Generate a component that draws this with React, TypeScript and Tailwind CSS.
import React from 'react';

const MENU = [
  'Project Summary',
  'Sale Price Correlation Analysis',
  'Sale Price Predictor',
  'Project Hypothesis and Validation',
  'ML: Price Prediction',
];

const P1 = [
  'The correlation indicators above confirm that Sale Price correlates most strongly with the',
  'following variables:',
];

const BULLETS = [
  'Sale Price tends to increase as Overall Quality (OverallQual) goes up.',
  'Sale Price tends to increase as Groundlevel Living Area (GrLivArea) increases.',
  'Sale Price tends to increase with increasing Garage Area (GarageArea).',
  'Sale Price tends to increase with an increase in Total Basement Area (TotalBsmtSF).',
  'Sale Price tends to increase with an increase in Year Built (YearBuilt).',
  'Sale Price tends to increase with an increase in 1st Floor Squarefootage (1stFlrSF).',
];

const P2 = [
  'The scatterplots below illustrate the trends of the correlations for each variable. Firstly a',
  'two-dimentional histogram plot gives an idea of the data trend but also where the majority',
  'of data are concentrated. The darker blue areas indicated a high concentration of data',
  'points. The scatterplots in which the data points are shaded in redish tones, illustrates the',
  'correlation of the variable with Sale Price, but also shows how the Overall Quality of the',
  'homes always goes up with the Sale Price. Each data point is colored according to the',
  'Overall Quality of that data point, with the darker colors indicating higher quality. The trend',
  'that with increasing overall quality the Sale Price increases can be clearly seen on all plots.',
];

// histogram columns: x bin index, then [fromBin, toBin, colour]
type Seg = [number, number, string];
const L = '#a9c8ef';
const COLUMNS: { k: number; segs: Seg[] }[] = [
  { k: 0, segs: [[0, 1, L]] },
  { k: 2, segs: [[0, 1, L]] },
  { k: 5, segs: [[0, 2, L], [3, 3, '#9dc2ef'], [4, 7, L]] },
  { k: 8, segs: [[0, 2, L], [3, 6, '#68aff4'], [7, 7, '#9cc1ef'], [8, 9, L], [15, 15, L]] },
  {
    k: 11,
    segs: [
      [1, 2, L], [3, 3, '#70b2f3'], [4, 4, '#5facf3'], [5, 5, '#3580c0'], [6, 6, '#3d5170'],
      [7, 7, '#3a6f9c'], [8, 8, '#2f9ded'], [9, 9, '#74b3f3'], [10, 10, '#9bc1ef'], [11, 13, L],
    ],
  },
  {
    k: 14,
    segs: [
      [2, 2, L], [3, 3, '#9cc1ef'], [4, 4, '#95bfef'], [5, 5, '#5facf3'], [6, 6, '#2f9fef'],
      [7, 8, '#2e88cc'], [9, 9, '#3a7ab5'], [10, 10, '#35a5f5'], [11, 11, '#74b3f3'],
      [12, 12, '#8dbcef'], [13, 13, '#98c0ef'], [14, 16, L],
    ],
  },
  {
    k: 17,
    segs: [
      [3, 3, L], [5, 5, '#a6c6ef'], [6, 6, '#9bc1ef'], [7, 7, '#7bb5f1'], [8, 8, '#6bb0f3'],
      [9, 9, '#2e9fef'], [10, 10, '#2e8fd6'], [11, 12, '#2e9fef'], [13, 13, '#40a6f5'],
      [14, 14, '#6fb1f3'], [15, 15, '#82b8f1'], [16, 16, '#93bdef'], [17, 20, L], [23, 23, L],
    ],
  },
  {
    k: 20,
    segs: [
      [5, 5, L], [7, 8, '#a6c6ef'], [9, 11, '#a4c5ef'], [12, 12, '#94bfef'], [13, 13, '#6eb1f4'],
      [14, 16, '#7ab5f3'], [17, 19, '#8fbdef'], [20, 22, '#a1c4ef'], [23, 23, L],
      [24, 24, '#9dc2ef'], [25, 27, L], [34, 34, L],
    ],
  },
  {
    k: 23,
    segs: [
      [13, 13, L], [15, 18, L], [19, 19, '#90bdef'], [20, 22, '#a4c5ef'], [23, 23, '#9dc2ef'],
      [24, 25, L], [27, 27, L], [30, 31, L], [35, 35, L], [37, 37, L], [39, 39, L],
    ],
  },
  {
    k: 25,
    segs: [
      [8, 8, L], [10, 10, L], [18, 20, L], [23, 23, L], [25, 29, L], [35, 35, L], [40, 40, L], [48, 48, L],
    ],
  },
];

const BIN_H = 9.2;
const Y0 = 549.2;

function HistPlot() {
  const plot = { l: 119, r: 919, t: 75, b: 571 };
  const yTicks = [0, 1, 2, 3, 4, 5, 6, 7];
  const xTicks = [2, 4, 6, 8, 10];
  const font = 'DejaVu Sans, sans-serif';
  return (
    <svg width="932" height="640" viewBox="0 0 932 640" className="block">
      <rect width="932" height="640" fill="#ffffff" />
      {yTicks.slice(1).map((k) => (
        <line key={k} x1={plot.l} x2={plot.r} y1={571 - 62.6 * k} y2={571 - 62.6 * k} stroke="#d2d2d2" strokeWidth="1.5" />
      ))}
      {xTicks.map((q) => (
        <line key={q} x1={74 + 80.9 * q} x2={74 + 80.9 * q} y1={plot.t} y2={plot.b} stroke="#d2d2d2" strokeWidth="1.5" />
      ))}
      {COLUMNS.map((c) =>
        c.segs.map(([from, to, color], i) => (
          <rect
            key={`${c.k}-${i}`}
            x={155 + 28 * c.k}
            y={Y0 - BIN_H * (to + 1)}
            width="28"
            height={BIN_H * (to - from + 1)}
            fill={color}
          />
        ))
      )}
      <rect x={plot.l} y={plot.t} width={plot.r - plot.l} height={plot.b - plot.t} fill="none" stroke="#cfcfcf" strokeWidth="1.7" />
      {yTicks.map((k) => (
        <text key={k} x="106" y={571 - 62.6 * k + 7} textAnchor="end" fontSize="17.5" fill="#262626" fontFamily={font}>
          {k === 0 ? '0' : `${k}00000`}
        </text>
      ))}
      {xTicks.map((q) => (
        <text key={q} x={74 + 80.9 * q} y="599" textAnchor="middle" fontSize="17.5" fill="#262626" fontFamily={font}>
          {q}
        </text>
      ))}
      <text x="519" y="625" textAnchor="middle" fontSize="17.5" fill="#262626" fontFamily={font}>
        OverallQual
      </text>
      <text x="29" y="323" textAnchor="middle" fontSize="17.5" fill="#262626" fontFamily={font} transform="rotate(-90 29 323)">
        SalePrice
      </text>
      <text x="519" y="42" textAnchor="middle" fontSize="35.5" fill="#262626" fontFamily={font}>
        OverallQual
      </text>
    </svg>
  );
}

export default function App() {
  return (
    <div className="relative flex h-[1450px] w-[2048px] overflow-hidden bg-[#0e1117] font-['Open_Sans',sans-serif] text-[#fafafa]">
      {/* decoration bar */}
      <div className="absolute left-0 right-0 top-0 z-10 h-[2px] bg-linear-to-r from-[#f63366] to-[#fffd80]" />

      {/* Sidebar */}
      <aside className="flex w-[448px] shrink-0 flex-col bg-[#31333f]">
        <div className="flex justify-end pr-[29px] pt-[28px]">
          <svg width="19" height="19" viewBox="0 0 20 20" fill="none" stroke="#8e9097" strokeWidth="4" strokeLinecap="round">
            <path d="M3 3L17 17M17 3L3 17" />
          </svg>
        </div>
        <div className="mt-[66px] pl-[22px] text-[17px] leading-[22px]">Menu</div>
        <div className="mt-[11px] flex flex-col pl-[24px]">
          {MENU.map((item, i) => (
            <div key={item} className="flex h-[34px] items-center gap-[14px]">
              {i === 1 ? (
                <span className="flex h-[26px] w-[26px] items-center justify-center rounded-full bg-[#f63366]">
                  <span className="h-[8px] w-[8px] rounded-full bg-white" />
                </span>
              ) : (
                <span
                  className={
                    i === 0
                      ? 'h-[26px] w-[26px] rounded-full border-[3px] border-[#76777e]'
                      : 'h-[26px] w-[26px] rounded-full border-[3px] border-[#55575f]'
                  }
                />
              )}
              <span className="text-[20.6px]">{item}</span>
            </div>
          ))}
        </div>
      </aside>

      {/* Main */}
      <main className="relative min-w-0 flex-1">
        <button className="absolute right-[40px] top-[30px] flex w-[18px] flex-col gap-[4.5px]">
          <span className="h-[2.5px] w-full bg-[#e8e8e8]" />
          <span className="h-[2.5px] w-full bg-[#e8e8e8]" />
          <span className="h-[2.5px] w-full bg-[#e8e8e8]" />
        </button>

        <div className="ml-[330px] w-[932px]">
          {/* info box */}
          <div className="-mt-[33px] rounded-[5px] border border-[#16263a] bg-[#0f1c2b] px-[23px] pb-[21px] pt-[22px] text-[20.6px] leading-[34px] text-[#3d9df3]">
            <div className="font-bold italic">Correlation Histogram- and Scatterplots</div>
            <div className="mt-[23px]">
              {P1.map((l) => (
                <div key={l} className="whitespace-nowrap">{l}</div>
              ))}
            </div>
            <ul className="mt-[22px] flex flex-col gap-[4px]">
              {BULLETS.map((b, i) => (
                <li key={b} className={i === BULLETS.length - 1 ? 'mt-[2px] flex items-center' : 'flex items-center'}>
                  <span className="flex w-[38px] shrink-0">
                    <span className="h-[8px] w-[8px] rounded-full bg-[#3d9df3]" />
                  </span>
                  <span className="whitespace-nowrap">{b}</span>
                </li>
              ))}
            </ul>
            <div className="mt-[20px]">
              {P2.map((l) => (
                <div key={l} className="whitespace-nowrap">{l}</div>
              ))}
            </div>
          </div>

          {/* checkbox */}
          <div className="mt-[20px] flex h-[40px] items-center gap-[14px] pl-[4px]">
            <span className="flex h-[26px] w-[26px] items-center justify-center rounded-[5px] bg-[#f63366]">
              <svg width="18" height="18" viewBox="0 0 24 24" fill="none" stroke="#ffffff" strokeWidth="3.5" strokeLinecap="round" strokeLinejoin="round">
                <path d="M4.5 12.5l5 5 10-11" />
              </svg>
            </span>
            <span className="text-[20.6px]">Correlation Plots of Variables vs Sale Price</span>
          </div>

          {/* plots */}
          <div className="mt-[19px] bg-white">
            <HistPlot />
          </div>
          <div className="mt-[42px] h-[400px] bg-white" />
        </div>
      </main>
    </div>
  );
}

_____

* **SHORT TASK**: Extract all lines from the data in which "that" is found.

* **COMPLETE ANSWER**:
Generate a component that draws this with React, TypeScript and Tailwind CSS.
  'The correlation indicators above confirm that Sale Price correlates most strongly with the',
  'Overall Quality of that data point, with the darker colors indicating higher quality. The trend',
  'that with increasing overall quality the Sale Price increases can be clearly seen on all plots.',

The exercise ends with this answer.